There are a few gardening chores that break your heart. I hate removing self-sown annual flowers and snipping off pepper flowers from young plants. But I mostly cringe at thinning my fruit trees. I work hard to grow a fruit tree to the mature fruiting stage, so removing any fruit seems like a crime. But thinning fruit trees is essential and you should do it now.
Apples, pears, plums and peaches all tend to set more fruit than they can support. Some of it naturally falls off the trees during the June drop, but even so, there's often more fruit on the tree than it can reasonably support.

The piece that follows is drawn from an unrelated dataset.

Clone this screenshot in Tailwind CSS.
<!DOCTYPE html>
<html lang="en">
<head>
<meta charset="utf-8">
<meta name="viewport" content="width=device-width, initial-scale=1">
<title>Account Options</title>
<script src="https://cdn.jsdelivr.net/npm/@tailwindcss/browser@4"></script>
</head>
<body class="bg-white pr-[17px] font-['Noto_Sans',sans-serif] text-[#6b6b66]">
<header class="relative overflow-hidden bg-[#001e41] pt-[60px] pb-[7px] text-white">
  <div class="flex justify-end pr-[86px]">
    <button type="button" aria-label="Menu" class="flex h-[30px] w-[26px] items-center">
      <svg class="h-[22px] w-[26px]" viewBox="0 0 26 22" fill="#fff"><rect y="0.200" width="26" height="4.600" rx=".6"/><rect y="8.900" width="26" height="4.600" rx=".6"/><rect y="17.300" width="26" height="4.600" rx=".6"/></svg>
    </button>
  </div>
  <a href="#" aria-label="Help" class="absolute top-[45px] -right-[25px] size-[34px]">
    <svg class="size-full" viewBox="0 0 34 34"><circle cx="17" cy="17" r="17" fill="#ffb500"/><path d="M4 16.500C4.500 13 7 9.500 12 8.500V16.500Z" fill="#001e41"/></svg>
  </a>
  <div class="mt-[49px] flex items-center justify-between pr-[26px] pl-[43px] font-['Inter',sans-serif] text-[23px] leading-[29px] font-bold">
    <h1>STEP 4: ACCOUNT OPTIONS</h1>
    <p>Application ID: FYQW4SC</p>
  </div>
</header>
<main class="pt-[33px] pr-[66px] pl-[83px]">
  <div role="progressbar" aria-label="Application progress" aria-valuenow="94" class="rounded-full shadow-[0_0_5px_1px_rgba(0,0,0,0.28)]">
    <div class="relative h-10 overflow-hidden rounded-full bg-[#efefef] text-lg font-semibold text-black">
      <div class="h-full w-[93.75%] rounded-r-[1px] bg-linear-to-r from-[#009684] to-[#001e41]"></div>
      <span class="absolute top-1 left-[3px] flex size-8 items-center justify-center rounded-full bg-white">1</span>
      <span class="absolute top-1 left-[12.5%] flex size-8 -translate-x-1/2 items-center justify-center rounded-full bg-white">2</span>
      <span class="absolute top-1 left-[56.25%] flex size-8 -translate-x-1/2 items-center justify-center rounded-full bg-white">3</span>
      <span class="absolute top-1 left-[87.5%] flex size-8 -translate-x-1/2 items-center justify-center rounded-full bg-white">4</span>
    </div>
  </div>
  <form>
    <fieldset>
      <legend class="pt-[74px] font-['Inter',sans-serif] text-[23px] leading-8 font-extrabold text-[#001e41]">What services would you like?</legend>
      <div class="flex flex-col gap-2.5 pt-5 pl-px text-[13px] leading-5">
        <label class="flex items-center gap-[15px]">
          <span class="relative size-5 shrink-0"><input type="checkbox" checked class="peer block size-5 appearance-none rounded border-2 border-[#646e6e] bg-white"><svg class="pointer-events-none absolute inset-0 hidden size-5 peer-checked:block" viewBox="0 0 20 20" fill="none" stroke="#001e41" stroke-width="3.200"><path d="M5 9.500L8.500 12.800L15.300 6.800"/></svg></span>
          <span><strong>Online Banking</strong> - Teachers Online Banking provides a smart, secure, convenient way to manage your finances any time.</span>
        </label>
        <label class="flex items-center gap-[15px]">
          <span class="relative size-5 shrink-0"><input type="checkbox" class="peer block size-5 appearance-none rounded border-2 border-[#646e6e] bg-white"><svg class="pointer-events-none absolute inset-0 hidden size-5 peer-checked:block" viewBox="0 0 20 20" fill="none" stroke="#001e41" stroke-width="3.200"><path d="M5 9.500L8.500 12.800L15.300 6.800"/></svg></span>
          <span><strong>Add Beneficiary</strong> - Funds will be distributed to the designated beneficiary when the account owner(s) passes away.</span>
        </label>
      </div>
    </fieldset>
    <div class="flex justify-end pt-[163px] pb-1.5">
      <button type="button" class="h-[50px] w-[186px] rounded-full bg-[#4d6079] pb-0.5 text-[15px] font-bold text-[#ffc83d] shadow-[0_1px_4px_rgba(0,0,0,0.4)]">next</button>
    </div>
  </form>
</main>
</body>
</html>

Why thin? Thinning fruit trees is critical to good quality fruit and to discourage alternate bearing. Alternate bearing is when a fruit tree produces a ton of fruit one year then little of no fruit the next, then lots of fruit the subsequent year. Two ways to reduce alternate bearing is to prune properly and thin the excess fruits yearly. Too many fruits can also be too heavy for the branches. I've seen many a peach branch on the ground because it was loaded with fruit. And too many fruits creates small-sized fruits and encourages more diseases.

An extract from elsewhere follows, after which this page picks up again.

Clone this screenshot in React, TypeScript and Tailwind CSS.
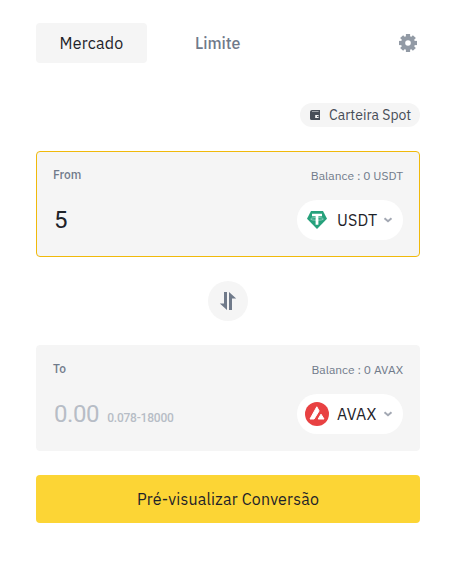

So, let's thin. Thin fruits when they're the size of a quarter. Thin apples and pears to eight inches apart, peaches to six inches apart and plums to four inches apart. Cherries generally don't need thinning. Simply snap off the young fruits with your fingers and collect them. Don't just let them drop on the ground because they may harbor diseases.
Now for this week's tip: to keep flower containers, hanging baskets and railing planters healthy, remember to fertilize regularly. You can use a time-release, granular, organic fertilizer that releases nutrients every time you water. However, it might still be a good idea to supplement that fertilizer with a liquid organic fertilizer, such as worm tea or fish emulsion, to perk up struggling flowers.